Appendix: Public Package Documentation

@ruvector/rvf-solver

Self-learning temporal solver with Thompson Sampling, PolicyKernel, ReasoningBank, and SHAKE-256 tamper-evident witness chains. Runs in the browser, Node.js, and edge runtimes via WebAssembly.

Install

npm install @ruvector/rvf-solver

Or via the unified SDK:

npm install @ruvector/rvf

Features

• Thompson Sampling two-signal model — safety Beta distribution + cost EMA for adaptive policy selection
• 18 context-bucketed bandits — 3 range x 3 distractor x 2 noise levels for fine-grained context awareness
• KnowledgeCompiler with signature-based pattern cache — distills learned patterns into reusable compiled configurations
• Speculative dual-path execution — runs two candidate arms in parallel, picks the winner
• Three-loop adaptive solver — fast: constraint propagation solve, medium: PolicyKernel skip-mode selection, slow: KnowledgeCompiler pattern distillation
• SHAKE-256 tamper-evident witness chain — 73 bytes per entry, cryptographically linked proof of all operations
• Full acceptance test with A/B/C ablation modes — validates learned policy outperforms fixed and compiler baselines
• ~132 KB WASM binary, no_std — runs anywhere WebAssembly does (browsers, Node.js, Deno, Cloudflare Workers, edge runtimes)

Quick Start

import { RvfSolver } from '@ruvector/rvf-solver';

// Create a solver instance (loads WASM on first call)
const solver = await RvfSolver.create();

// Train on 100 puzzles (difficulty 1-5)
const result = solver.train({ count: 100, minDifficulty: 1, maxDifficulty: 5 });
console.log(`Accuracy: ${(result.accuracy * 100).toFixed(1)}%`);
console.log(`Patterns learned: ${result.patternsLearned}`);

// Run full acceptance test (A/B/C ablation)
const manifest = solver.acceptance({ cycles: 3 });
console.log(`All passed: ${manifest.allPassed}`);

// Inspect Thompson Sampling policy state
const policy = solver.policy();
console.log(`Context buckets: ${Object.keys(policy?.contextStats ?? {}).length}`);
console.log(`Speculative attempts: ${policy?.speculativeAttempts}`);

// Get raw SHAKE-256 witness chain
const chain = solver.witnessChain();
console.log(`Witness chain: ${chain?.length ?? 0} bytes`);

// Free WASM resources
solver.destroy();

API Reference

RvfSolver.create(): Promise<RvfSolver>

Creates a new solver instance. Initializes the WASM module on the first call; subsequent calls reuse the loaded module. Up to 8 concurrent instances are supported.
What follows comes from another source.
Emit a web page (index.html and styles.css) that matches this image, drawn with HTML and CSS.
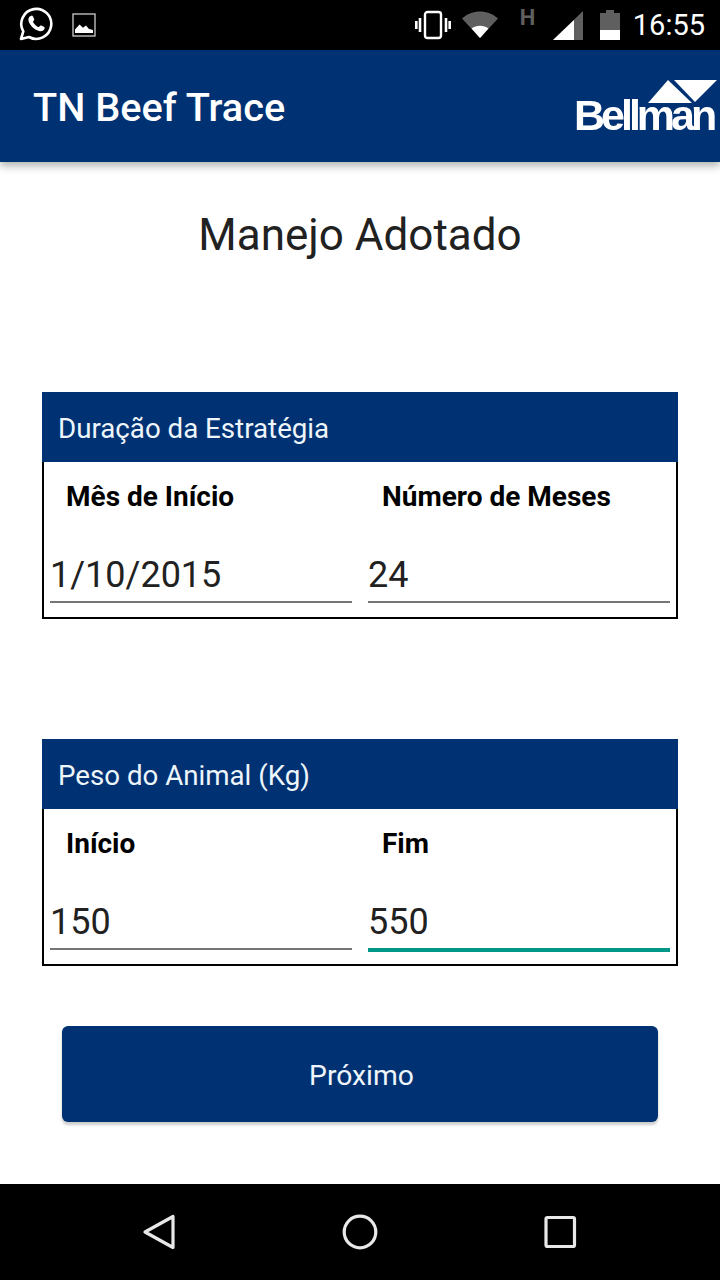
FILE: index.html
```html
<!DOCTYPE html>
<html lang="pt">
<head>
<meta charset="utf-8">
<title>TN Beef Trace</title>
<link rel="stylesheet" href="styles.css">
</head>
<body>
<div class="screen">
  <header class="status">
    <div class="status-left">
      <svg class="i-wa" viewBox="0 0 34 34"><path d="M2 32l2.300-7.600A15 15 0 1 1 10 30z" fill="none" stroke="#fff" stroke-width="2.600" stroke-linejoin="round"/><path d="M11.500 9.200c1-.9 2-.8 2.500.2l1.200 2.600c.3.700 0 1.200-.9 2.200-.4.400-.4.800 0 1.400 1.200 1.900 2.700 3.300 4.600 4.300.6.300 1 .2 1.400-.3.900-1.100 1.300-1.400 2-1.100l2.600 1.300c.9.500 1 1.300.5 2.300-1 1.900-3.200 2.600-5.300 2-5.300-1.500-9.400-5.800-10.600-10.300-.5-2 .4-3.600 1.500-4.600z" fill="#fff"/></svg>
      <svg class="i-img" viewBox="0 0 24 24"><rect x="1" y="1" width="22" height="22" fill="none" stroke="#ccc" stroke-width="1.300"/><path d="M3 20v-3.500l4.500-5 3.500 3.200 3-2.200 3 3.500 4 1V20z" fill="#fff"/></svg>
    </div>
    <div class="status-right">
      <svg class="i-vib" viewBox="0 0 36 30"><rect x="10" y="2" width="16" height="26" rx="2.500" fill="none" stroke="#fff" stroke-width="2.400"/><path d="M5 8v14M1.300 11v8M31 8v14M34.700 11v8" stroke="#fff" stroke-width="2.600"/></svg>
      <svg class="i-wifi" viewBox="0 0 36 30"><path d="M0 8.500C10-1 26-1 36 8.500L18 28z" fill="#5f5f5f"/><path d="M9.500 18.500c5-3.800 12-3.800 17 0L18 28z" fill="#fff"/></svg>
      <span class="net">H</span>
      <svg class="i-sig" viewBox="0 0 30 30"><path d="M30 1V30H0z" fill="#5f5f5f"/><path d="M21 10V30H0z" fill="#fff"/></svg>
      <svg class="i-bat" viewBox="0 0 20 30"><path d="M0 3h6V0h8v3h6v27H0z" fill="#5f5f5f"/><rect y="20" width="20" height="10" fill="#fff"/></svg>
      <span class="clock">16:55</span>
    </div>
  </header>

  <div class="appbar">
    <h1 class="app-title">TN Beef Trace</h1>
    <div class="logo">
      <svg class="logo-mark" viewBox="0 0 69 23"><path d="M0 23L20 0 44 23z" fill="#fff"/><path d="M26 0H69L47 22z" fill="#fff"/></svg>
      <span class="logo-text">Bellman</span>
    </div>
  </div>

  <main class="content">
    <h2 class="page-title">Manejo Adotado</h2>

    <section class="panel panel-first">
      <div class="panel-head">Duração da Estratégia</div>
      <div class="panel-body">
        <div class="field">
          <div class="field-label">Mês de Início</div>
          <div class="field-input">1/10/2015</div>
        </div>
        <div class="field">
          <div class="field-label">Número de Meses</div>
          <div class="field-input">24</div>
        </div>
      </div>
    </section>

    <section class="panel panel-second">
      <div class="panel-head">Peso do Animal (Kg)</div>
      <div class="panel-body">
        <div class="field">
          <div class="field-label">Início</div>
          <div class="field-input">150</div>
        </div>
        <div class="field">
          <div class="field-label">Fim</div>
          <div class="field-input is-focused">550</div>
        </div>
      </div>
    </section>

    <button class="next" type="button">Próximo</button>
  </main>

  <nav class="navbar">
    <svg class="nav-icon" viewBox="0 0 40 40"><path d="M33 4.500V35.500L5 20z" fill="none" stroke="#e8e8e8" stroke-width="3.200" stroke-linejoin="round"/></svg>
    <svg class="nav-icon" viewBox="0 0 40 40"><circle cx="20" cy="20" r="15.800" fill="none" stroke="#e8e8e8" stroke-width="3.200"/></svg>
    <svg class="nav-icon" viewBox="0 0 40 40"><rect x="6" y="5.500" width="28.500" height="29" rx="1.500" fill="none" stroke="#e8e8e8" stroke-width="3.200"/></svg>
  </nav>
</div>
</body>
</html>
```
FILE: styles.css
```css
* { box-sizing: border-box; }
html, body { margin: 0; padding: 0; }
body { width: 720px; height: 1280px; overflow: hidden; background: #fff; font-family: Roboto, "Liberation Sans", sans-serif; }
.screen { width: 720px; height: 1280px; display: flex; flex-direction: column; }

.status { height: 50px; background: #000; display: flex; justify-content: space-between; align-items: center; padding: 0 15px 0 19px; flex: none; }
.status-left, .status-right { display: flex; align-items: center; }
.i-wa { width: 34px; height: 34px; display: block; margin-bottom: 2px; }
.i-img { width: 24px; height: 24px; margin-left: 19px; display: block; }
.i-vib { width: 36px; height: 30px; display: block; }
.i-wifi { width: 36px; height: 30px; margin-left: 11px; display: block; }
.net { color: #5f5f5f; font-size: 22px; font-weight: 700; width: 18px; margin: 0 0 14px 22px; line-height: 22px; }
.i-sig { width: 30px; height: 30px; margin-left: 15px; display: block; }
.i-bat { width: 20px; height: 30px; margin-left: 17px; display: block; }
.clock { color: #fff; font-size: 29px; margin-left: 13px; line-height: 50px; }

.appbar { height: 112px; flex: none; background: #003273; box-shadow: 0 4px 8px rgba(0, 0, 0, .3); display: flex; justify-content: space-between; align-items: center; padding: 0 4px 0 33px; position: relative; }
.app-title { margin: 4px 0 0; color: #fff; font-size: 39.700px; font-weight: 500; line-height: 108px; }
.logo { width: 140px; height: 56px; position: relative; flex: none; }
.logo-mark { position: absolute; right: -1px; top: 2px; width: 69px; height: 23px; display: block; }
.logo-text { position: absolute; left: -2px; top: 12px; color: #fff; font-family: "Liberation Sans", sans-serif; font-weight: 700; font-size: 43px; letter-spacing: -4px; line-height: 50px; filter: blur(.6px); }

.content { flex: 1; display: flex; flex-direction: column; align-items: center; padding: 0 42px; }
.page-title { margin: 43px 0 0; height: 60px; font-size: 44px; font-weight: 400; line-height: 60px; color: #212121; }
.panel { width: 636px; border: 2px solid #000; flex: none; height: 227px; }
.panel-first { margin-top: 127px; }
.panel-second { margin-top: 120px; }
.panel-head { height: 70px; margin: -2px -2px 0; padding-left: 16px; box-sizing: content-box; background: #003273; color: #eef5fb; font-size: 27.700px; line-height: 74px; }
.panel-body { display: grid; grid-template-columns: 302px 302px; gap: 16px; padding: 0 6px; }
.field-label { padding-left: 16px; margin-top: 16px; font-size: 28px; font-weight: 700; line-height: 38px; color: #000; }
.field + .field .field-label { padding-left: 14px; }
.field-input { margin-top: 21px; height: 66px; padding-top: 17px; border-bottom: 2px solid #757575; font-size: 36px; line-height: 42px; color: #212121; }
.field-input.is-focused { border-bottom: 4px solid #009688; height: 68px; }

.next { width: 596px; height: 96px; flex: none; margin-top: 60px; padding: 2px 0 0 3px; background: #003273; border: 0; border-radius: 6px; box-shadow: 0 3px 3px rgba(0, 0, 0, .2); color: #eef5fb; font-family: Roboto, sans-serif; font-size: 28.300px; }

.navbar { height: 96px; flex: none; background: #000; display: flex; justify-content: space-between; padding: 0 140px; align-items: center; }
.nav-icon { width: 40px; height: 40px; display: block; }
```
solver.train(options: TrainOptions): TrainResult

Trains the solver on randomly generated puzzles using the three-loop architecture. The fast loop applies constraint propagation, the medium loop selects skip modes via Thompson Sampling, and the slow loop distills patterns into the KnowledgeCompiler cache.

solver.acceptance(options?: AcceptanceOptions): AcceptanceManifest

Runs the full acceptance test with training/holdout cycles across all three ablation modes (A, B, C). Returns a manifest with per-cycle metrics, pass/fail status, and witness chain metadata.

solver.policy(): PolicyState | null

Returns the current Thompson Sampling policy state including per-context-bucket arm statistics, KnowledgeCompiler cache stats, and speculative execution counters. Returns null if no training has been performed.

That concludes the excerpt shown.